Edith Carey, in her article 'Amias Andros and Sir Edmund, his son,' in Rep. & Trans. Soc. Guern. 1914 , pp. 38 ff., interpreted this as referring to William de Beauvoir's taking on himself the office of Bailliff, although the perpetrator of this particular impertinence was in fact the firebrand leader of the Parliamentary faction, Pierre de Beauvoir, Seigneur des Granges. The vituperation against Du Hommet goes back to (at least) 1658, when he and des Granges sneaked out of Guernsey to present a petition to Richard Cromwell against the wishes of the Lieutenant-Governor; Du Hommet took the opportunity to plead the cause of Des Granges, who wanted to remain as Bailiff. Not only did they 'usurp' the offices of Bailiff and jurat—Des Granges had been installed as Bailiff for the third time in 1656, although the job had rather optimistically been given to Amias Andros in absentia by Charles II in October 1650—but William de Beauvoir was accused (in the contemporary pamphlet, An epitomie of tyranny,) of having changed sides, specifically of having fought in Italy with the Royalist Lord Downs, a Scotsman and member of the Stuart family. One of the first things Waterhouse did upon his arrival in Guernsey in 1660 was to make sure that Amias Andros' possession of the office was made very clear to the jurats.

His descendant Amias C Andros, writing in 1897, took this view:

The reply, dated 18 August, 1660, said that upon the petition of Amias Andros, of Saumarez, Bailiff of Guernsey, interceding on behalf of his rebellious fellow islanders, 'humbly acknowledging great guilt and unfeigned grief at heart for having quitted their duties of obedience to their native Sovereign for which great crimes imploring his Majesty's gracious pardon,' that pardon was granted 'as a monument of his Majesty's most royal clemency,' and then came the following significant wind-up: 'That Sir Henry de Vic, Knight and Bart., Mr Amias Andros, of Saumarez, Bailiff of the said island, Edmond Andros, son of the said Amias, Charles Andros, brother to the said Amias, and Nathaniel Darell have to their great honour, during the late rebellion, continued inviolably faithful to his Majesty, and consequently have no need to be included in this general pardon.' [Berry p. 106.]

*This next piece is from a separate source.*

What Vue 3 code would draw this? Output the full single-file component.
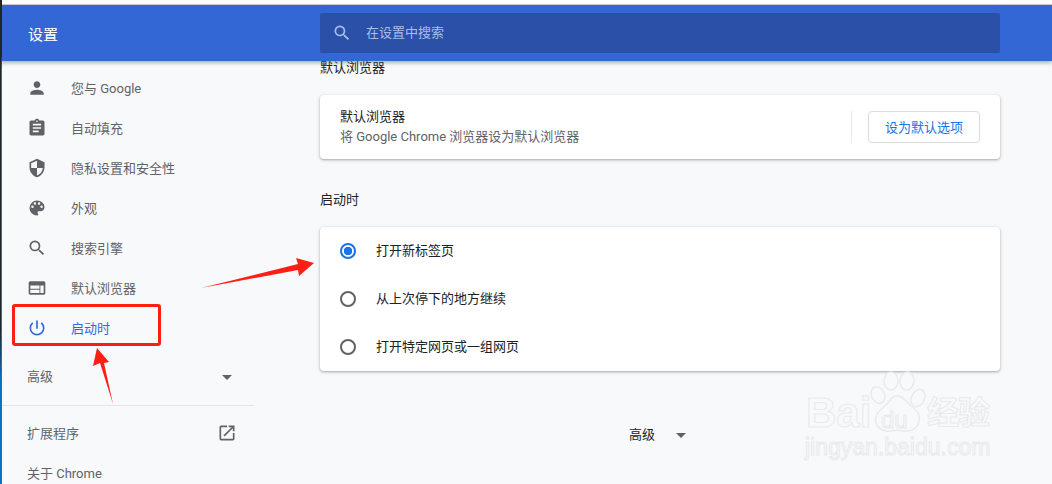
<template>
  <div class="page">
    <div class="edge"></div>
    <div class="top-strip"></div>
    <header class="header">
      <div class="header-title">设置</div>
      <div class="search">
        <svg class="search-icon" viewBox="0 0 24 24"><path d="M15.5 14h-.79l-.28-.27A6.47 6.47 0 0 0 16 9.5 6.5 6.5 0 1 0 9.5 16c1.61 0 3.09-.59 4.23-1.57l.27.28v.79l5 4.99L20.49 19l-4.99-5zm-6 0C7.01 14 5 11.99 5 9.5S7.01 5 9.5 5 14 7.01 14 9.5 11.99 14 9.5 14z"/></svg>
        <span class="lift-2">在设置中搜索</span>
      </div>
    </header>
    <div class="body">
      <aside class="sidebar">
        <div v-for="item in navItems" :key="item.label" class="nav-item" :class="{ active: item.active }">
          <svg class="nav-icon" viewBox="0 0 24 24"><path :d="item.icon"/></svg>
          <span class="lift-1">{{ item.label }}</span>
        </div>
        <div class="advanced-row">
          <span class="lift-1">高级</span>
          <i class="caret"></i>
        </div>
        <div class="divider"></div>
        <div class="link-row">
          <span class="lift-1">扩展程序</span>
          <svg class="open-icon" viewBox="0 0 24 24"><path d="M19 19H5V5h7V3H5a2 2 0 0 0-2 2v14a2 2 0 0 0 2 2h14c1.1 0 2-.9 2-2v-7h-2v7zM14 3v2h3.59l-9.83 9.83 1.41 1.41L19 6.41V10h2V3h-7z"/></svg>
        </div>
        <div class="link-row"><span class="lift-1">关于 Chrome</span></div>
      </aside>
      <main class="main">
        <div class="section-title first">默认浏览器</div>
        <section class="card browser-card">
          <div class="browser-text">
            <div class="browser-name">默认浏览器</div>
            <div class="browser-sub">将 Google Chrome 浏览器设为默认浏览器</div>
          </div>
          <div class="vline"></div>
          <button class="default-btn">设为默认选项</button>
        </section>
        <div class="section-title second">启动时</div>
        <section class="card">
          <div v-for="(opt, i) in startOptions" :key="opt" class="radio-row">
            <span class="radio" :class="{ checked: i === 0 }"></span>
            <span class="lift-2">{{ opt }}</span>
          </div>
        </section>
        <div class="main-advanced">
          <span class="lift-1">高级</span>
          <i class="caret"></i>
        </div>
      </main>
    </div>

    <!-- 标注和水印 -->
    <div class="red-box"></div>
    <svg class="marks" viewBox="0 0 1052 484">
      <polygon fill="#fb1f14" points="201,288 298,264 296,258 314,263 299,276 298,270"/>
      <polygon fill="#fb1f14" points="113,404 100,363 93,366 97,348 109,362 104,363"/>
    </svg>
    <div class="watermark">
      <svg class="paw" viewBox="0 0 60 60">
        <g fill="#f8f9fa" stroke="#e9eaec" stroke-width="1.5">
          <ellipse cx="12" cy="23" rx="6.5" ry="8.5" transform="rotate(-25 12 23)"/>
          <ellipse cx="25" cy="9" rx="7" ry="9"/>
          <ellipse cx="41" cy="9" rx="7" ry="9" transform="rotate(8 41 9)"/>
          <ellipse cx="52" cy="26" rx="6.5" ry="9" transform="rotate(25 52 26)"/>
          <path d="M31 24c6 0 9 5 14 10 5 4 10 8 8 16-2 8-10 10-16 9-4-1-8-1-12 0-7 1-13-2-15-8-2-8 4-13 9-17 5-4 6-10 12-10z"/>
        </g>
      </svg>
      <span class="wm-bai">Bai</span>
      <span class="wm-du">du</span>
      <span class="wm-jy">经验</span>
      <span class="wm-url">jingyan.baidu.com</span>
    </div>
  </div>
</template>

<script setup>
// 左侧菜单
const navItems = [
  { label: '您与 Google', icon: 'M12 12c2.21 0 4-1.79 4-4s-1.79-4-4-4-4 1.79-4 4 1.79 4 4 4zm0 2c-2.67 0-8 1.34-8 4v2h16v-2c0-2.66-5.33-4-8-4z' },
  { label: '自动填充', icon: 'M19 3h-4.18C14.4 1.84 13.3 1 12 1s-2.4.84-2.82 2H5c-1.1 0-2 .9-2 2v14c0 1.1.9 2 2 2h14c1.1 0 2-.9 2-2V5c0-1.1-.9-2-2-2zm-7 0c.55 0 1 .45 1 1s-.45 1-1 1-1-.45-1-1 .45-1 1-1zm2 14H7v-2h7v2zm3-4H7v-2h10v2zm0-4H7V7h10v2z' },
  { label: '隐私设置和安全性', icon: 'M12 1 3 5v6c0 5.55 3.84 10.74 9 12 5.16-1.26 9-6.45 9-12V5l-9-4zm0 10.99h7c-.53 4.12-3.28 7.79-7 8.94V12H5V6.3l7-3.11v8.8z' },
  { label: '外观', icon: 'M12 3a9 9 0 0 0 0 18c.83 0 1.5-.67 1.5-1.5 0-.39-.15-.74-.39-1.01-.23-.26-.38-.61-.38-.99 0-.83.67-1.5 1.5-1.5H16c2.76 0 5-2.24 5-5 0-4.42-4.03-8-9-8zm-5.5 9a1.5 1.5 0 1 1 0-3 1.5 1.5 0 0 1 0 3zm3-4a1.5 1.5 0 1 1 0-3 1.5 1.5 0 0 1 0 3zm5 0a1.5 1.5 0 1 1 0-3 1.5 1.5 0 0 1 0 3zm3 4a1.5 1.5 0 1 1 0-3 1.5 1.5 0 0 1 0 3z' },
  { label: '搜索引擎', icon: 'M15.5 14h-.79l-.28-.27A6.47 6.47 0 0 0 16 9.5 6.5 6.5 0 1 0 9.5 16c1.61 0 3.09-.59 4.23-1.57l.27.28v.79l5 4.99L20.49 19l-4.99-5zm-6 0C7.01 14 5 11.99 5 9.5S7.01 5 9.5 5 14 7.01 14 9.5 11.99 14 9.5 14z' },
  { label: '默认浏览器', icon: 'M20 4H4c-1.1 0-2 .9-2 2v12c0 1.1.9 2 2 2h16c1.1 0 2-.9 2-2V6c0-1.1-.9-2-2-2zm-5 14H4v-4h11v4zm0-5H4V9h11v4zm5 5h-4V9h4v9z' },
  { label: '启动时', active: true, icon: 'M13 3h-2v10h2V3zm4.83 2.17-1.42 1.42A6.92 6.92 0 0 1 19 12c0 3.87-3.13 7-7 7s-7-3.13-7-7c0-2.14.96-4.05 2.58-5.42L6.17 5.17A8.96 8.96 0 0 0 3 12a9 9 0 0 0 18 0c0-2.74-1.23-5.18-3.17-6.83z' },
];

const startOptions = ['打开新标签页', '从上次停下的地方继续', '打开特定网页或一组网页'];
</script>

<style>
html, body {
  margin: 0;
  background: #f8f9fa;
  overflow: hidden;
}
</style>

<style scoped>
.page {
  position: relative;
  width: 1052px;
  height: 484px;
  overflow: hidden;
  background: #f8f9fa;
  color: #202124;
  font-family: Roboto, "Noto Sans CJK SC", sans-serif;
  font-size: 13px;
}

/* 截图左边缘的窗口边框 */
.edge {
  position: absolute;
  left: 0;
  top: 0;
  bottom: 0;
  width: 2px;
  background:
    linear-gradient(#20262c 0 330px, #0d6fc0 380px) left / 1px 100% no-repeat,
    linear-gradient(#20262c 0 55px, #0d78c8 70px) right / 1px 100% no-repeat;
  z-index: 3;
}

.top-strip {
  height: 4px;
  background: #fff;
  border-bottom: 1px solid #cfd0d2;
}

.header {
  position: relative;
  z-index: 2;
  display: flex;
  align-items: center;
  height: 56px;
  background: #3367d6;
  box-shadow: 0 2px 4px rgba(60, 64, 67, 0.4);
}

.header-title {
  width: 320px;
  padding-left: 28px;
  box-sizing: border-box;
  color: #fff;
  font-size: 15px;
}

.search {
  display: flex;
  align-items: center;
  width: 680px;
  height: 40px;
  background: #2a50a8;
  border-radius: 2px;
  color: #a9bde8;
}

.search-icon {
  width: 20px;
  height: 20px;
  margin-left: 12px;
  margin-right: 14px;
  fill: #a9bde8;
}

.lift-1 {
  margin-bottom: 2px;
}

.lift-2 {
  margin-bottom: 4px;
}

.body {
  display: flex;
}

.sidebar {
  width: 254px;
  padding-top: 7px;
  padding-left: 2px;
  box-sizing: border-box;
  color: #5f6368;
  flex-shrink: 0;
}

.nav-item {
  display: flex;
  align-items: center;
  height: 40px;
  padding-left: 25px;
}

.nav-item.active {
  color: #2f6bd9;
}

.nav-icon {
  width: 20px;
  height: 20px;
  margin-right: 24px;
  fill: #5f6368;
  flex-shrink: 0;
}

.nav-item.active .nav-icon {
  fill: #2f6bd9;
}

.advanced-row {
  display: flex;
  align-items: center;
  justify-content: space-between;
  height: 40px;
  margin-top: 8px;
  padding: 0 22px 0 25px;
}

.caret {
  width: 0;
  height: 0;
  margin-top: 2px;
  border-left: 5px solid transparent;
  border-right: 5px solid transparent;
  border-top: 5px solid #5f6368;
}

.divider {
  height: 1px;
  margin-top: 9px;
  background: #e3e5e8;
}

.link-row {
  display: flex;
  align-items: center;
  justify-content: space-between;
  height: 40px;
  padding: 0 17px 0 25px;
  margin-top: 7px;
}

.link-row + .link-row {
  margin-top: 0;
}

.open-icon {
  width: 20px;
  height: 20px;
  fill: #5f6368;
}

.main {
  width: 680px;
  margin-left: 66px;
  flex-shrink: 0;
}

.section-title {
  line-height: 20px;
}

.section-title.first {
  margin-top: -3px;
  margin-bottom: 17px;
}

.section-title.second {
  margin-top: 31px;
  margin-bottom: 17px;
}

.card {
  background: #fff;
  border-radius: 4px;
  box-shadow: 0 1px 2px rgba(60, 64, 67, 0.3), 0 1px 3px 1px rgba(60, 64, 67, 0.12);
}

.browser-card {
  display: flex;
  align-items: center;
  height: 64px;
  padding: 0 20px;
}

.browser-text {
  flex: 1;
  line-height: 20px;
}

.browser-sub {
  color: #5f6368;
}

.vline {
  width: 1px;
  height: 32px;
  background: #e8eaed;
  margin-right: 16px;
}

.default-btn {
  width: 112px;
  height: 32px;
  padding: 0 0 2px;
  background: #fff;
  border: 1px solid #dadce0;
  border-radius: 4px;
  color: #1a73e8;
  font: inherit;
}

.radio-row {
  display: flex;
  align-items: center;
  height: 48px;
  padding-left: 20px;
}

.radio {
  width: 16px;
  height: 16px;
  margin-right: 20px;
  box-sizing: border-box;
  border: 2px solid #5f6368;
  border-radius: 50%;
  flex-shrink: 0;
}

.radio.checked {
  border-color: #1a73e8;
  background: radial-gradient(circle, #1a73e8 0 4px, #fff 4.5px);
}

.main-advanced {
  display: flex;
  align-items: center;
  margin-top: 43px;
  height: 40px;
  padding-left: 309px;
}

.main-advanced .caret {
  margin-left: 21px;
}

.red-box {
  position: absolute;
  left: 12px;
  top: 304px;
  width: 149px;
  height: 42px;
  box-sizing: border-box;
  border: 3px solid #fb1f14;
  border-radius: 3px;
  z-index: 4;
}

.marks {
  position: absolute;
  left: 0;
  top: 0;
  width: 1052px;
  height: 484px;
  z-index: 4;
}

.watermark {
  position: absolute;
  left: 806px;
  top: 372px;
  width: 210px;
  height: 96px;
  z-index: 4;
  color: #f8f9fa;
  font-family: "Liberation Sans", "Noto Sans CJK SC", sans-serif;
  font-weight: 700;
  -webkit-text-stroke: 1px #e9eaec;
}

.paw {
  position: absolute;
  left: 60px;
  top: 0;
  width: 60px;
  height: 60px;
  overflow: visible;
}

.wm-bai,
.wm-du,
.wm-jy,
.wm-url {
  position: absolute;
  white-space: nowrap;
}

.wm-bai {
  left: 0;
  top: 18px;
  font-size: 42px;
  line-height: 46px;
}

.wm-du {
  left: 75px;
  top: 34px;
  font-size: 24px;
  line-height: 28px;
  font-weight: 400;
}

.wm-jy {
  left: 121px;
  top: 22px;
  font-size: 32px;
  line-height: 38px;
  letter-spacing: -1px;
}

.wm-url {
  left: -1px;
  top: 62px;
  font-size: 23px;
  line-height: 26px;
  font-weight: 400;
}
</style>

Another States meeting was indeed held to confirm the appointment of the acceptable deputies (in the Town Church on 25 August 1660) and to raise a levy for the expenses of the trip; it took place at the instigation of Waterhouse, as is made clear in his letter quoted by Edith Carey. The Actes des Etats confirm that the States did reappoint the deputies, with the notable exception of Mr du Hommet. That deputation went to London and reported in June 1661 that Charles II had forgiven Guernsey and indicated he was inclined to renew the charter. William de Beauvoir is not mentioned there, yet Pierre Le Roy reports that he returned from London on 28 April 1661 along with the Bailiff and the rest of the delegation. Perhaps Le Roy was simply mistaken. The States then decided to send a deputation out by return and to raise another tax on islanders, specifically to pay for the Governor Hugh Pollard, Henry de Vic, and Amias Andros the Bailiff, to represent the people of Guernsey once again as deputies to the King, in order to petition him definitively to confirm renewal of their privileges. The delegation left on 8 July, with the Bailiff and his brother Charles, William Le Marchant, and 'several others.' Sure enough, the States must have decided that Charles had forgiven William de Beauvoir and could now tolerate him, because in 1667 du Hommet claimed that 'he had not received even the least part of the money that had been set aside in 1661 for the use of the members of the deputation, of which he had been elected as one along with other persons of quality.' The 1661 Act enabling the tax was brought in and examined, and he eventually received a tidy sum in expenses. In February 1664, however, upon the arrival of the new Governor, Lord Hatton, he and Peter Carey were imprisoned for having relieved the royalist Jean de Quetteville, then lieutenant-bailiff, of his post a few days earlier; he had to pay de Quetteville £15 in damages. Du Hommet, who had been a jurat since 1658, and Pierre Carey (jurat 1648) were superseded on Hatton's orders by James Guille and William Le Marchant. Charles II restored them to office on appeal, through an Order-in-Council of July 16 1665. Inevitably, du Hommet had the last word; this is his report of Amias Andros' funeral, written in a letter of 5 April 1674 to Lord Hatton:

We buried Mr Baily Monday last in St Martin's Church, where fryer des Hayes made ye funerall harangue. His text, 'The Crown is fallen from our Head,' little or not at all followed by him in ye usual way of preachers, but altogether a high and transcendent Panogyrick upon ye deceased. Not only terming him ye Crowne of this Country, but ye Shepherd, ye Captain General, ye Pillar of Church and State, a personage of a great weight and eminency, profound wisdom, prudence, knowledge, and experience in his office (that we should know too soone by ye sad example of his successors). That honorable lord lying dead before our eyes who all his lifetime had studied nothing but ye welfare peace and concord of his Country, and setting out soe highly his services to our two last Kings, and his great loyalty, that many in ye assembly thought he could not have said more of Godfrey de Bouillon or of ye Duke of Albermarle. 'But,' saith ye fryer, 'We have this great comfort in this our unspeakable loss, that ye honorable deffunct hath left worthy offspring of his most noble and illustrious family.' And many words to this effect, which made many sober men say that ye good father des Hayes did much exceed ye bounds of truth and modesty.' [British Mus. Add. MSS 29554, f. 275, quoted by Edith Carey in 'Amias Andros and Sir Edmund &c,' op. cit.]